Make an exact copy of the lines, leaving the pictures out.

# Information shown

★ ★ ★ ★ ★ ★ ★

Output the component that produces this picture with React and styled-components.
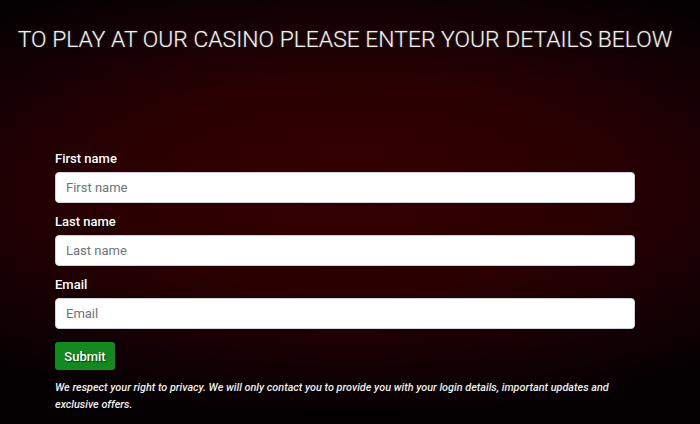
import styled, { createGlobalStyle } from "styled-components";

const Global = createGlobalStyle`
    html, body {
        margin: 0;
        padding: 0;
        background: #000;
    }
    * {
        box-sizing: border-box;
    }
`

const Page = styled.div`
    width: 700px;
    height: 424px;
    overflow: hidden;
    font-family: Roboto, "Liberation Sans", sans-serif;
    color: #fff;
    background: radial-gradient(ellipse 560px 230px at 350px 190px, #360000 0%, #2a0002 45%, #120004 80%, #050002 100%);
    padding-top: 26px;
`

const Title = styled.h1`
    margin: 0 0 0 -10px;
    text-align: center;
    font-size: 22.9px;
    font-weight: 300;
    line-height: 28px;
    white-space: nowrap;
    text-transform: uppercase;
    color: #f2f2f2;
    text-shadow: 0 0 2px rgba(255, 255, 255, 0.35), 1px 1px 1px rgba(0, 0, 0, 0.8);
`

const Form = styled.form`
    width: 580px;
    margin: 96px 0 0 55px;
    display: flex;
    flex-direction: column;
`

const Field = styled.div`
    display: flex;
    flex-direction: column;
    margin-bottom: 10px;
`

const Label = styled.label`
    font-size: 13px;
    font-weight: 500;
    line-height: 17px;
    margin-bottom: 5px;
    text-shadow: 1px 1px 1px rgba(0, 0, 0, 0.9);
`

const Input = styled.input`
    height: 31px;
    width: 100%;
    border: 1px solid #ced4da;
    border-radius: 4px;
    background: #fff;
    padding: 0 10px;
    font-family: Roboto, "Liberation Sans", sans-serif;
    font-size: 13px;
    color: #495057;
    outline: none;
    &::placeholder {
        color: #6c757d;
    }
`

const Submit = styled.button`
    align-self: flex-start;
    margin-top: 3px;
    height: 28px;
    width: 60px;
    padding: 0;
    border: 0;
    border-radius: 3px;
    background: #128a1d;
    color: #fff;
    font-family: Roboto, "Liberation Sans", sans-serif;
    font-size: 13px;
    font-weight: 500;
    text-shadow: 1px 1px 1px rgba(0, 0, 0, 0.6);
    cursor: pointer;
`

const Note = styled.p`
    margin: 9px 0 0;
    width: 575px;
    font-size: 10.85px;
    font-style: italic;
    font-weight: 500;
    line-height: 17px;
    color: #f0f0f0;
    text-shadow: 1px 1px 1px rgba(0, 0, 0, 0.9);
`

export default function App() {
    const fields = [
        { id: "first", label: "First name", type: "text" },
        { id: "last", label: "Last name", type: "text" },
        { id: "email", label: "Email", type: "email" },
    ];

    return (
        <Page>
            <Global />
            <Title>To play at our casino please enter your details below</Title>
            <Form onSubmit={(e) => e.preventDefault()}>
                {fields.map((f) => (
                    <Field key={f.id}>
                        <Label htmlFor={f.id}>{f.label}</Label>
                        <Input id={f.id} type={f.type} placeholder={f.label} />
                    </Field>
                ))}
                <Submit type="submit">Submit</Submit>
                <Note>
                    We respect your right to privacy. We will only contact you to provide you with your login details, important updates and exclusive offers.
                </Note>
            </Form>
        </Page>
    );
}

★ ★ ★ ★ ★ ★ ★

# Written response
Output the component that produces this picture with React and styled-components.
import styled, { createGlobalStyle } from "styled-components";

const Global = createGlobalStyle`
    html, body {
        margin: 0;
        padding: 0;
        background: #000;
    }
    * {
        box-sizing: border-box;
    }
`

const Page = styled.div`
    width: 700px;
    height: 424px;
    overflow: hidden;
    font-family: Roboto, "Liberation Sans", sans-serif;
    color: #fff;
    background: radial-gradient(ellipse 560px 230px at 350px 190px, #360000 0%, #2a0002 45%, #120004 80%, #050002 100%);
    padding-top: 26px;
`

const Title = styled.h1`
    margin: 0 0 0 -10px;
    text-align: center;
    font-size: 22.9px;
    font-weight: 300;
    line-height: 28px;
    white-space: nowrap;
    text-transform: uppercase;
    color: #f2f2f2;
    text-shadow: 0 0 2px rgba(255, 255, 255, 0.35), 1px 1px 1px rgba(0, 0, 0, 0.8);
`

const Form = styled.form`
    width: 580px;
    margin: 96px 0 0 55px;
    display: flex;
    flex-direction: column;
`

const Field = styled.div`
    display: flex;
    flex-direction: column;
    margin-bottom: 10px;
`

const Label = styled.label`
    font-size: 13px;
    font-weight: 500;
    line-height: 17px;
    margin-bottom: 5px;
    text-shadow: 1px 1px 1px rgba(0, 0, 0, 0.9);
`

const Input = styled.input`
    height: 31px;
    width: 100%;
    border: 1px solid #ced4da;
    border-radius: 4px;
    background: #fff;
    padding: 0 10px;
    font-family: Roboto, "Liberation Sans", sans-serif;
    font-size: 13px;
    color: #495057;
    outline: none;
    &::placeholder {
        color: #6c757d;
    }
`

const Submit = styled.button`
    align-self: flex-start;
    margin-top: 3px;
    height: 28px;
    width: 60px;
    padding: 0;
    border: 0;
    border-radius: 3px;
    background: #128a1d;
    color: #fff;
    font-family: Roboto, "Liberation Sans", sans-serif;
    font-size: 13px;
    font-weight: 500;
    text-shadow: 1px 1px 1px rgba(0, 0, 0, 0.6);
    cursor: pointer;
`

const Note = styled.p`
    margin: 9px 0 0;
    width: 575px;
    font-size: 10.85px;
    font-style: italic;
    font-weight: 500;
    line-height: 17px;
    color: #f0f0f0;
    text-shadow: 1px 1px 1px rgba(0, 0, 0, 0.9);
`

export default function App() {
    const fields = [
        { id: "first", label: "First name", type: "text" },
        { id: "last", label: "Last name", type: "text" },
        { id: "email", label: "Email", type: "email" },
    ];

    return (
        <Page>
            <Global />
            <Title>To play at our casino please enter your details below</Title>
            <Form onSubmit={(e) => e.preventDefault()}>
                {fields.map((f) => (
                    <Field key={f.id}>
                        <Label htmlFor={f.id}>{f.label}</Label>
                        <Input id={f.id} type={f.type} placeholder={f.label} />
                    </Field>
                ))}
                <Submit type="submit">Submit</Submit>
                <Note>
                    We respect your right to privacy. We will only contact you to provide you with your login details, important updates and exclusive offers.
                </Note>
            </Form>
        </Page>
    );
}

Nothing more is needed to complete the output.